Computational complexity and reproducibility of disease diagnosis-specific GANs publications. Publications are clustered by categories and ordered by year in ascending order.

Publication Method GPU Time (hr) Code Pre-trained Model
Disease Classification
(Yan et al., 2018) Conditional GAN N/A N/A N/A
(Liu et al., 2020) GAN N/A N/A N/A
(Mirakhorli et al., 2020) GNN & GAN N/A N/A N/A
(Pan et al., 2021b) Feature-consistent GAN N/A N/A N/A
(Lin et al., 2021) Reversible GAN N/A N/A N/A
(Gao et al., 2021) Pyramid and Attention GAN N/A N/A N/A
(Yu et al., 2021) Higher-order pooling GAN N/A N/A N/A
(Pan et al., 2021a) Decoupling GAN N/A N/A N/A
(Zuo et al., 2021) Hypergraph perceptual network 8 N/A N/A
Tumor Detection
(Han et al., 2019) PGGAN & MUNIT N/A N/A N/A
(Huang et al., 2019) Context-aware GAN N/A N/A N/A
(Park et al., 2021) StyleGAN N/A N/A N/A
Anomaly Detection
(Wei et al., 2019) Sketcher-Refiner GAN N/A N/A N/A

Table 5.

Computational complexity and reproducibility of brain development and disease progression analysis-specific GANs publications. Publications are clustered by categories and ordered by year in ascending order.

Publication Method GPU Time (hr) Code Pre-trained Model
Brain Aging
Xia et al. (2021) Transformer GAN N/A https://github.com/xiat0616/BrainAgeing N/A
Peng et al. (2021) Perceptual GAN N/A https://github.com/liying-peng/MPGAN N/A
Alzheimer’s Progression
Bowles et al. (2018) WGAN N/A N/A N/A
Wegmayr et al. (2019) Recursive GAN 144 https://github.com/vwegmayr/brain-aging N/A
Zhao et al. (2020b) Multi-information GAN N/A N/A N/A
Yang et al. (2021) Cluster & Info-GAN N/A https://github.com/zhijian-yang/SmileGAN N/A
Ravi et al. (2022) Conditional GAN 72 https://github.com/daniravi/Brain-MRI-Simulator N/A
Lesion Evolution
Rachmadi et al. (2020) Multi-discriminator GAN N/A https://github.com/febrianrachmadi/dep-gan-im https://github.com/febrianrachmadi/dep-gan-im
Wei et al. (2020) Conditional Attention GAN N/A N/A N/A
Tumor Growth
Elazab et al. (2020) Stacked Conditional GAN N/A N/A N/A
Kamli et al. (2020) GAN N/A N/A N/A

6. Conclusions

In this review, we present the wide and successful adoption of a deep learning technique, namely generative adversarial networks, in neuroimaging and clinical neuroscience applications by briefly introducing the mechanism of GANs and showcasing their promises in several clinically meaningful tasks, including disease diagnosis, anomaly and tumor detection, brain development modeling, Alzheimer’s progression estimation, lesion dynamics prediction, and tumor growth prediction. Based on the model architecture and experimental setup designs of each study covered in this review, we analyze the advantages and pitfalls of these algorithms from both technical soundness and clinical practice perspectives.

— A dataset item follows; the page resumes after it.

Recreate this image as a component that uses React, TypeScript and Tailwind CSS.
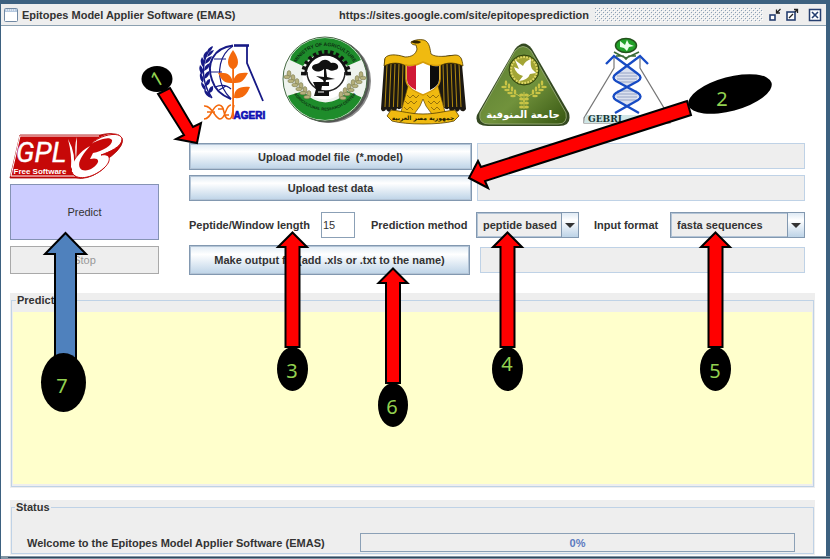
import type { ReactNode } from "react";

const navy = "#171a86";

function AgeriLogo() {
  return (
    <svg viewBox="198 36 70 92" className="h-[92px] w-[70px] shrink-0" aria-label="AGERI logo">
      <g fill="none" stroke={navy} strokeWidth="1.6">
        <path d="M233 45.5 C213 48 206 64 212 80 C215 90 223 96 231 99" strokeWidth="2" />
        <path d="M233 46 C220 54 216 72 223 88 C226 94 229 97 231 99" strokeWidth="1.2" />
        <path d="M214 59 H226 M211 72 H222 M215 87 C222 84 227 85 231 89 M219 90 L226 86" strokeWidth="1.2" />
        <path d="M234 45.5 H249" strokeWidth="2.6" />
        <path d="M247 46 V63 L263 101" strokeWidth="1.8" />
        <path d="M212 47 C200 60 201 82 212 98" strokeWidth="1.4" />
      </g>
      <g fill={navy}>
        <path d="M207 53 Q207 48 213 46 Q212 51 207 53Z M204 60 Q202 54 207 51 Q208 57 204 60Z M203 67 Q199 62 202 57 Q206 62 203 67Z M202 75 Q198 70 200 65 Q205 69 202 75Z M203 83 Q199 79 200 73 Q205 77 203 83Z M206 91 Q201 88 201 82 Q206 85 206 91Z M211 98 Q205 96 204 90 Q210 92 211 98Z" />
        <path d="M207 57 Q212 55 214 50 Q208 51 207 57Z M205 64 Q211 61 212 56 Q205 58 205 64Z M204 71 Q210 68 210 63 Q204 65 204 71Z M204 79 Q210 77 209 71 Q204 73 204 79Z M206 86 Q211 84 210 79 Q205 80 206 86Z M209 93 Q214 92 213 86 Q208 87 209 93Z" />
      </g>
      <g fill="#f4690c">
        <path d="M233 50 C240 60 239 66 234 69 H232 C227 66 226 60 233 50Z" />
        <path d="M233 83 C223 84 221 78 218 73 C227 72 232 75 233 83Z M233 83 C243 84 245 78 248 73 C238 72 234 75 233 83Z" />
        <path d="M234 98 C234 89 239 86 250 87 C247 94 244 99 234 98Z" />
        <path d="M232.200 68 H234 V119 H232.200Z" />
      </g>
      <path d="M204 119 C212 119 212 105 219 105 C226 105 222 119 229 119 C233 119 232 112 234 105 M204 106 C212 105 215 119 220 119 C226 119 225 105 231 105 M207 112 H215 M218 109 H224 M224 115 H229" fill="none" stroke="#f4690c" strokeWidth="1.5" />
      <text x="233.500" y="119" fontSize="10" fontWeight="900" fill="#1010b4" stroke="#1010b4" strokeWidth=".7" fontFamily="Liberation Sans, sans-serif">AGERI</text>
    </svg>
  );
}

function MinistryLogo() {
  const teeth = Array.from({ length: 13 }, (_, i) => Math.PI * (1.02 + (0.96 * i) / 12));
  const grains = [0, 1, 2, 3, 4, 5];
  return (
    <svg viewBox="282 36 92 92" className="h-[92px] w-[92px] shrink-0" aria-label="Ministry of Agriculture logo">
      <defs>
        <clipPath id="disc"><circle cx="325" cy="79" r="41" /></clipPath>
        <path id="arcTop" d="M292 79 A33 33 0 0 1 358 79" />
        <path id="arcLow" d="M288 79 A37.500 37.500 0 0 0 362 79" />
      </defs>
      <circle cx="329" cy="81" r="42" fill="#8b8b8b" />
      <circle cx="327" cy="80" r="42.500" fill="#555" />
      <circle cx="325" cy="79" r="42" fill="#eef3ee" stroke="#476b45" strokeWidth="1" />
      <g clipPath="url(#disc)">
        <path d="M290 60 L300 30 H350 L361 60 L347 66 A26 26 0 0 0 303 66Z" fill="#1e8c2b" />
        <path d="M287 96 L304 91 A26 26 0 0 0 347 91 L363 98 L350 128 H300Z" fill="#1e8c2b" />
      </g>
      <circle cx="325" cy="77" r="22.500" fill="#fff" />
      <g stroke="#111" strokeWidth="3.400">
        {teeth.map((a) => (
          <line key={a} x1={326 + 20 * Math.cos(a)} y1={75 + 20 * Math.sin(a)} x2={326 + 25 * Math.cos(a)} y2={75 + 25 * Math.sin(a)} />
        ))}
      </g>
      <path d="M305.500 75 A20.500 20.500 0 0 1 346.500 75" fill="none" stroke="#111" strokeWidth="2.500" />
      <path d="M307 72 A19 19 0 0 0 345 72" fill="none" stroke="#222" strokeWidth="1.500" />
      <path d="M312 68 C312 63 318 65 320 62 C324 58 329 60 331 63 C338 61 341 69 335 70 C330 72 329 69 326 69 L327 77 L335 79 L326 80 L325 86 L323 80 L316 76 L324 77 L324 69 C319 73 314 72 312 68Z" fill="#111" />
      <path d="M313 82 H329 V86 H322 L321 91 H329 V96 H314 L316 89Z" fill="#111" />
      <path d="M318 92 H324" stroke="#fff" />
      <g fill="#b5b07c" stroke="#6f7048" strokeWidth=".5">
        {grains.map((i) => (
          <g key={i}>
            <ellipse cx={289 + i * 4} cy={74 + i * 4} rx="2" ry="3.400" />
            <ellipse cx={287 + i * 4} cy={77 + i * 4} rx="3.200" ry="1.800" />
            <ellipse cx={361 - i * 4} cy={75 + i * 4} rx="2" ry="3.400" />
            <ellipse cx={363 - i * 4} cy={78 + i * 4} rx="3.200" ry="1.800" />
          </g>
        ))}
      </g>
      <g fontFamily="Liberation Sans, sans-serif" fontWeight="700" fontSize="5" fill="#0d3012">
        <text><textPath href="#arcTop" startOffset="50%" textAnchor="middle">MINISTRY OF AGRICULTURE</textPath></text>
        <text fontSize="4"><textPath href="#arcLow" startOffset="50%" textAnchor="middle">AGRICULTURAL RESEARCH CENTER</textPath></text>
      </g>
    </svg>
  );
}

function EagleLogo() {
  const gold = "#f0ba10";
  const feathers = [0, 1, 2, 3, 4];
  return (
    <svg viewBox="380 36 90 92" className="h-[92px] w-[90px] shrink-0" aria-label="Coat of arms of Egypt">
      <path d="M405 57 C394 54 387 55 384.500 59 L381 109 C382 113 386 111 386 109 C388 113 391 112 391 109 C393 113 397 111 397 108 C399 111 403 108 403 104 L409 91Z" fill="#1c1811" />
      <path d="M441 57 C452 54 459 55 461.500 59 L466 109 C464 113 460 111 460 109 C458 113 455 112 455 109 C453 113 449 111 449 108 C447 111 443 108 443 104 L437 91Z" fill="#1c1811" />
      {feathers.map((i) => (
        <g key={i} stroke={gold} strokeWidth=".7" fill="none">
          <path d={`M${387 + i * 4} 64 L${385 + i * 4.2} 107`} />
          <path d={`M${459 - i * 4} 64 L${461 - i * 4.2} 107`} />
        </g>
      ))}
      <path d="M408 86 L401 112 L412 117 L420 106 L423 99 L426 106 L434 117 L445 112 L438 86Z" fill={gold} stroke="#5e4300" strokeWidth=".7" />
      <g fill="none" stroke="#82600a" strokeWidth=".8">
        <path d="M407 95 l3 3 3-3 3 3 3-3 M405 101 l3 3 3-3 3 3 3-3 M404 107 l3 3 3-3 3 3 M427 95 l3 3 3-3 3 3 3-3 M428 101 l3 3 3-3 3 3 3-3 M431 107 l3 3 3-3 3 3" />
      </g>
      <path d="M385 58 C388 54 396 54 405 57 C412 57 416 54 417 49 L416 45 C413 45 411 44 411 42 C414 40 419 39 424 40 C430 42 430 50 431 54 C436 58 447 56 455 55 C461 55 462 59 463 66 C452 61 444 63 438 67 H408 C400 62 392 62 384 66Z" fill={gold} stroke="#4f3b00" strokeWidth=".8" />
      <path d="M411 42 C413 40 418 40 421 42 C419 44 415 44 411 42Z" fill="#332500" />
      <path d="M406 65 Q414 67 423 62 Q432 67 440 65 V79 C440 88 430 92 423 95 C416 92 406 88 406 79Z" fill="#fff" stroke="#d59c08" strokeWidth="1.500" />
      <path d="M407 66 Q412 67 416 65 V90 C410 87 407 84 407 79Z" fill="#d01936" />
      <path d="M430 65 Q434 67 439 66 V79 C439 84 436 87 430 90Z" fill="#0c0c0c" />
      <path d="M391 110 C402 111 410 114 423 114 C436 114 445 111 455 110 L459 116 L454 121 C440 125 406 125 392 121 L387 116Z" fill={gold} stroke="#574000" strokeWidth=".8" />
      <text x="423" y="120" textAnchor="middle" fontFamily="DejaVu Sans, sans-serif" fontWeight="700" fontSize="6" fill="#221900">جمهورية مصر العربية</text>
    </svg>
  );
}

function MenoufiaLogo() {
  const leaves = [0, 1, 2, 3];
  return (
    <svg viewBox="476 36 96 92" className="h-[92px] w-[96px] shrink-0" aria-label="Menoufia University logo">
      <defs>
        <linearGradient id="olive" x1="0" y1="0" x2="1" y2="1">
          <stop offset="0" stopColor="#587c30" />
          <stop offset=".55" stopColor="#71923c" />
          <stop offset="1" stopColor="#365611" />
        </linearGradient>
      </defs>
      <path d="M515 49 Q524 38 532 49 L569 113 Q572 126 559 126 H488 Q474 126 477 115Z" fill="#344921" />
      <path d="M515 51 Q523 42 531 51 L566 113 Q568 124 558 124 H489 Q478 124 480 113Z" fill="url(#olive)" stroke="#97aa76" strokeWidth=".9" />
      <circle cx="524" cy="70" r="15" fill="#69781a" stroke="#2f410f" />
      <circle cx="524" cy="70" r="13" fill="#a3a536" stroke="#e0d765" strokeWidth="2" strokeDasharray="2 1" />
      <path d="M515 60 L523 66 Q525 61 531 59 Q530 65 532 69 L536 73 L530 74 Q528 80 519 81 L523 76 Q516 74 514 67 L519 69Z" fill="#fff" />
      <g fill="#c9c446">
        {leaves.map((i) => (
          <g key={i}>
            <ellipse cx={506 + i * 3} cy={83 + i * 3} rx="1.300" ry="2.800" />
            <ellipse cx={504 + i * 3} cy={87 + i * 3} rx="2.800" ry="1.300" />
            <ellipse cx={542 - i * 3} cy={83 + i * 3} rx="1.300" ry="2.800" />
            <ellipse cx={544 - i * 3} cy={87 + i * 3} rx="2.800" ry="1.300" />
            <ellipse cx="521.500" cy={95 + i * 4} rx="2.400" ry="1.500" />
            <ellipse cx="526.500" cy={95 + i * 4} rx="2.400" ry="1.500" />
          </g>
        ))}
      </g>
      <path d="M524 92 V109 M514 93 Q523 97 524 102 Q525 97 534 93" stroke="#c9c446" fill="none" />
      <text x="523" y="118" textAnchor="middle" fontFamily="DejaVu Sans, sans-serif" fontWeight="700" fontSize="10" fill="#fff">جامعة المنوفية</text>
    </svg>
  );
}

function GebriLogo() {
  const rungs = [0, 1, 2, 3];
  return (
    <svg viewBox="578 36 95 92" className="h-[92px] w-[95px] shrink-0" aria-label="GEBRI logo">
      <path d="M614 58 V68 L584 118 V123 H670 V118 L640 68 V58" fill="#fff" stroke="#777" strokeWidth="1.200" />
      <path d="M586 115 H668 L670 123 H584Z" fill="#cfe6e6" />
      <path d="M627 67 L640 77 L627 87 L614 77Z M627 87 L640 96 L627 106 L614 96Z" fill="#dbe1ef" />
      <g stroke="#8e9dc0" strokeWidth=".9">
        {rungs.map((i) => (
          <path key={i} d={`M617 ${73 + i * 3} H637 M617 ${91 + i * 3} H637`} />
        ))}
      </g>
      <path d="M606 64 L614 56 L638 74 Q643 77.500 638 81 L616 93 Q611 96.500 616 100 L639 113 M648 64 L640 56 L616 74 Q611 77.500 616 81 L638 93 Q643 96.500 638 100 L615 113" fill="none" stroke="#174bc4" strokeWidth="2.400" />
      <ellipse cx="626" cy="45.500" rx="10.500" ry="7" fill="#21a128" stroke="#24521d" strokeWidth="1.500" />
      <path d="M620 41 L625 45 L627 40 L629 44 L634 46 L629 47 L627 51 L624 48 L620 47Z" fill="#eaffea" />
      <path d="M614 52 Q619 55 626 58 Q633 55 639 52 M616 56 L623 56 L626 59 L629 56 L636 56" fill="none" stroke="#3a6a36" strokeWidth="1.600" />
      <text x="588" y="122" fontFamily="DejaVu Serif, serif" fontWeight="700" fontSize="9" fill="#173535">GEBRI</text>
    </svg>
  );
}

function GplLogo() {
  return (
    <svg viewBox="8 130 118 50" className="-ml-0.5 h-[50px] w-[118px]" aria-label="GPL v3 Free Software">
      <path d="M20 134 H100 Q112 131 119 134 Q127 139 117 150 Q111 156 107 158 Q109 165 99 171 Q87 179 76 177 H10Z" fill="#c60808" stroke="#a40000" strokeWidth=".8" />
      <path d="M20 135 H99 M20 135 L11 175 H75" fill="none" stroke="#fff" strokeWidth="1" />
      <text x="16" y="161" fontFamily="Roboto, sans-serif" fontStyle="italic" fontWeight="400" fontSize="28" fill="#fff" stroke="#fff" strokeWidth=".4">GPL</text>
      <path d="M68 138 Q72 154 71 166 L73 170 Q77 154 68 138Z M77 136 Q74 145 76 159 Q77 148 77 136Z" fill="#fff" />
      <path d="M91 143 C101 132 121 129 122 138 C122 146 109 151 101 154 C112 152 111 161 104 167 C92 178 75 180 72 171 C71 161 79 151 90 145 C82 154 77 162 80 167 C84 173 96 167 98 161 C99 157 94 157 90 158 L93 152 C103 150 113 144 112 139 C109 135 99 139 91 143Z" fill="#fff" />
      <path d="M91 143 C101 133 121 130 122 138 C122 146 109 151 101 154 C112 152 111 161 104 167 C92 178 75 180 72 171" fill="none" stroke="#c60808" strokeWidth="1" />
      <text x="13.500" y="173" fontFamily="Liberation Sans, sans-serif" fontWeight="700" fontSize="8" fill="#fff">Free Software</text>
    </svg>
  );
}

function SteelButton({ children, className }: { children: ReactNode; className: string }) {
  return (
    <button className={`shrink-0 border border-[#8298b0] bg-linear-to-b from-[#dfeaf4] via-white via-30% to-[#bdd3e7] whitespace-pre shadow-[inset_0_0_0_1px_#b3c4d6] ${className}`}>
      {children}
    </button>
  );
}

function Field({ label }: { label: string }) {
  return <input aria-label={label} readOnly className="h-[26px] min-w-0 flex-1 border border-[#bfd2e6] bg-[#eeeeee] px-1 outline-none" />;
}

function Combo({ id, value, className }: { id: string; value: string; className: string }) {
  return (
    <div className={`relative flex h-[26px] border border-[#8298b0] bg-[#eeeeee] shadow-[inset_0_0_0_1px_#b3c4d6] ${className}`}>
      <select id={id} className="min-w-0 flex-1 appearance-none pl-[6px] outline-none">
        <option>{value}</option>
      </select>
      <span className="pointer-events-none absolute inset-y-0 right-0 flex w-[17px] items-center justify-center border-l border-[#8298b0] bg-linear-to-b from-[#dfeaf4] via-white via-30% to-[#bdd3e7]">
        <svg viewBox="0 0 10 5" className="h-[5px] w-[10px] shrink-0"><path d="M0 0 H10 L5 5Z" fill="#333" /></svg>
      </span>
    </div>
  );
}

function TitleBar() {
  return (
    <header className="flex h-[22px] items-center border-b border-[#8ba0b0] bg-[#eeeeee] pr-1 pl-[3px]">
      <svg viewBox="0 0 14 14" className="size-[14px] shrink-0">
        <rect x=".5" y=".5" width="13" height="13" rx="1" fill="#fff" stroke="#7189a3" />
        <path d="M1 1 H13 V4 H1Z" fill="#b6c9df" />
        <path d="M2 2 H12" stroke="#fff" strokeDasharray="1 1" />
      </svg>
      <h1 className="ml-1 w-[317px] shrink-0">Epitopes Model Applier Software (EMAS)</h1>
      <span className="shrink-0">https://sites.google.com/site/epitopesprediction</span>
      <svg className="mx-[6px] h-[14px] min-w-0 flex-1" aria-hidden="true">
        <defs>
          <pattern id="grip" width="4" height="4" patternUnits="userSpaceOnUse">
            <path d="M0 0h1v1h-1z M2 2h1v1h-1z" fill="#8ba0b6" />
            <path d="M1 1h1v1h-1z M3 3h1v1h-1z" fill="#fff" />
          </pattern>
        </defs>
        <rect width="100%" height="14" fill="url(#grip)" />
      </svg>
      <div className="flex items-center gap-[5px]">
        <button aria-label="Minimize">
          <svg viewBox="0 0 12 14" className="h-[14px] w-3">
            <rect x="1" y="7" width="5" height="5" fill="#fff" stroke="#263f70" strokeWidth="1.600" />
            <path d="M11.500 1 L8 4.500 M7.500 1.500 V5 H11" fill="none" stroke="#222" strokeWidth="1.300" />
          </svg>
        </button>
        <button aria-label="Maximize">
          <svg viewBox="0 0 13 14" className="h-[14px] w-[13px]">
            <rect x="1" y="4" width="8" height="8" fill="#fff" stroke="#263f70" strokeWidth="1.600" />
            <path d="M3 10 L7 6 M8 1.500 H11.500 V5 M9 4 L11.500 1.500" fill="none" stroke="#222" strokeWidth="1.300" />
          </svg>
        </button>
        <button aria-label="Close" className="ml-1">
          <svg viewBox="0 0 14 14" className="size-[14px]">
            <rect x="1.500" y="1.500" width="11" height="11" fill="#fff" stroke="#263f70" strokeWidth="1.500" />
            <path d="M4 4 L10 10 M10 4 L4 10" stroke="#263f70" strokeWidth="1.600" />
          </svg>
        </button>
      </div>
    </header>
  );
}

type Callout = { n: number; arrow: string; fill: string; cx: number; cy: number; rx: number; ry: number; tilt: number; tx: number; ty: number };

const upArrow = (x: number, top: number, bottom: number) =>
  `${x},${top} ${x + 14.5},${top + 14.5} ${x + 7},${top + 14.5} ${x + 7},${bottom} ${x - 7},${bottom} ${x - 7},${top + 14.5} ${x - 14.5},${top + 14.5}`;

const callouts: Callout[] = [
  { n: 1, arrow: "158,94 170,88 193,127 201,123 197,143 176,139 184,135", fill: "#ff0000", cx: 157, cy: 79, rx: 15.5, ry: 13, tilt: -30, tx: 157, ty: 86 },
  { n: 2, arrow: "687,101 691,115 485,181 488,188 469,178 478,161 481,167", fill: "#ff0000", cx: 730, cy: 94, rx: 43, ry: 17, tilt: -15, tx: 722, ty: 106 },
  { n: 3, arrow: upArrow(292.5, 232.5, 347), fill: "#ff0000", cx: 292.5, cy: 369, rx: 15.5, ry: 22, tilt: 0, tx: 292, ty: 378 },
  { n: 4, arrow: upArrow(507.5, 232.5, 347), fill: "#ff0000", cx: 507.5, cy: 369, rx: 15.5, ry: 22, tilt: 0, tx: 507, ty: 371 },
  { n: 5, arrow: upArrow(715.5, 232.5, 347), fill: "#ff0000", cx: 715.5, cy: 369, rx: 15.5, ry: 22, tilt: 0, tx: 715, ty: 378 },
  { n: 6, arrow: upArrow(393, 268.5, 383), fill: "#ff0000", cx: 393, cy: 405, rx: 15, ry: 22, tilt: 0, tx: 392, ty: 414 },
  { n: 7, arrow: "65.5,233 86,254 76,254 76,370 55,370 55,254 45,254", fill: "#4f81bd", cx: 63.5, cy: 382.5, rx: 22.5, ry: 29.5, tilt: 0, tx: 62, ty: 393 },
];

function Annotations() {
  return (
    <svg viewBox="0 0 830 559" className="pointer-events-none absolute top-0 left-0 h-[559px] w-[830px]">
      {callouts.map((c) => (
        <g key={c.n}>
          <polygon points={c.arrow} fill={c.fill} stroke="#000" strokeWidth="2" />
          <ellipse cx={c.cx} cy={c.cy} rx={c.rx} ry={c.ry} fill="#000" transform={c.n === 2 ? `rotate(${c.tilt} ${c.cx} ${c.cy})` : undefined} />
          <text x={c.tx} y={c.ty} textAnchor="middle" fontFamily="Noto Sans, sans-serif" fontWeight="400" fontSize="20" fill="#92d050" transform={c.n === 1 ? `rotate(${c.tilt} ${c.cx} ${c.cy})` : undefined}>
            {c.n}
          </text>
        </g>
      ))}
    </svg>
  );
}

export default function App() {
  return (
    <div className="relative flex min-h-screen flex-col overflow-hidden bg-[#3d6180] pt-1 pr-1 pl-px font-['Liberation_Sans',Arial,sans-serif] text-[11px] leading-[14px] font-bold text-[#333333]">
      <TitleBar />
      <main className="flex flex-1 flex-col bg-white pt-2 pr-[11px] pl-[9px]">
        <div className="flex gap-[30px] pr-[10px]">
          <div className="flex w-[149px] shrink-0 flex-col pt-[97px]">
            <GplLogo />
            <button className="mt-[3px] h-[56px] border border-[#8593b4] bg-[#ccccff] font-normal">Predict</button>
            <button disabled className="mt-[6px] h-[28px] border border-[#a9a9a9] bg-[#eeeeee] font-normal text-[#999999]">Stop</button>
          </div>
          <div className="flex min-w-0 flex-1 flex-col">
            <div className="flex h-[109px] items-start gap-[14px] pt-[2px] pl-[9px]">
              <AgeriLogo />
              <MinistryLogo />
              <div className="-ml-2 flex gap-[6px]">
                <EagleLogo />
                <MenoufiaLogo />
                <GebriLogo />
              </div>
            </div>
            <div className="flex flex-col gap-[5px]">
              <div className="flex gap-[5px]">
                <SteelButton className="h-[27px] w-[283px]">{"Upload model file  (*.model)"}</SteelButton>
                <Field label="Model file" />
              </div>
              <div className="flex gap-[5px]">
                <SteelButton className="h-[26px] w-[283px]">Upload test data</SteelButton>
                <Field label="Test data" />
              </div>
            </div>
            <div className="mt-[11px] flex items-center">
              <label htmlFor="length" className="w-[132px] shrink-0 whitespace-nowrap">Peptide/Window length</label>
              <input id="length" defaultValue="15" className="h-[26px] w-[34px] border border-[#8ba0b6] bg-white pl-px font-normal" />
              <label htmlFor="method" className="ml-[16px] w-[105px] shrink-0 whitespace-nowrap">Prediction method</label>
              <Combo id="method" value="peptide based" className="w-[103px] shrink-0" />
              <label htmlFor="format" className="ml-[15px] w-[76px] shrink-0 whitespace-nowrap">Input format</label>
              <Combo id="format" value="fasta sequences" className="min-w-0 flex-1" />
            </div>
            <div className="mt-[7px] flex items-center gap-[10px]">
              <SteelButton className="h-[30px] w-[281px]">Make output file(add .xls or .txt to the name)</SteelButton>
              <Field label="Output file" />
            </div>
          </div>
        </div>
        <section className="mt-[18px] flex flex-1 flex-col bg-[#eeeeee] px-px pb-px">
          <fieldset className="flex flex-1 border border-[#bfd2e6] px-px pt-[5px] pb-[2px]">
            <legend className="ml-[3px] px-px">Prediction</legend>
            <textarea aria-label="Prediction results" readOnly className="block min-h-[172px] w-full flex-1 resize-none bg-[#ffffcc] outline-none" />
          </fieldset>
        </section>
        <section className="mt-[12px] mb-px bg-[#eeeeee] px-px pb-px">
          <fieldset className="border border-[#bfd2e6] pr-[18px] pb-px pl-[15px]">
            <legend className="-ml-[12px] px-px">Status</legend>
            <div className="flex items-center pt-[19px]">
              <p className="w-[333px] shrink-0">Welcome to the Epitopes Model Applier Software (EMAS)</p>
              <div role="progressbar" aria-label="Progress" aria-valuenow={0} className="flex h-[19px] flex-1 items-center justify-center border border-[#8ba0b6] text-[#5c7bc0]">0%</div>
            </div>
          </fieldset>
        </section>
      </main>
      <footer className="-mr-1 h-1 border-t border-[#8296a5] bg-[#8296a5]">
        <div className="ml-[7px] h-px bg-[#31485e]" />
      </footer>
      <Annotations />
    </div>
  );
}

In addition, given the gap between the current status of methodology development and clinical needs, we provide several timely future promising directions, such as algorithm reproducibility, interpretability, and fairness, which are critical in potential deployment of machine learning models.

Acknowledgments

This work was supported by the National Institute on Aging (grant numbers RF1AG054409 and U01AG068057), the National Institute of Mental Health (grant number R01MH112070), the National Cancer Institute (grant number R01CA269948), the National Institute of Neurological Disorders and Stroke (grant number R01NS042645) and the National Institutes of Health (grant number 75N95019C00022).

Footnotes

Ethics statement

No human or animal study was involved in the article.

Declaration of Competing Interest

The authors report no competing interest.

Data and code availability

No data or code was used for the research described in the article.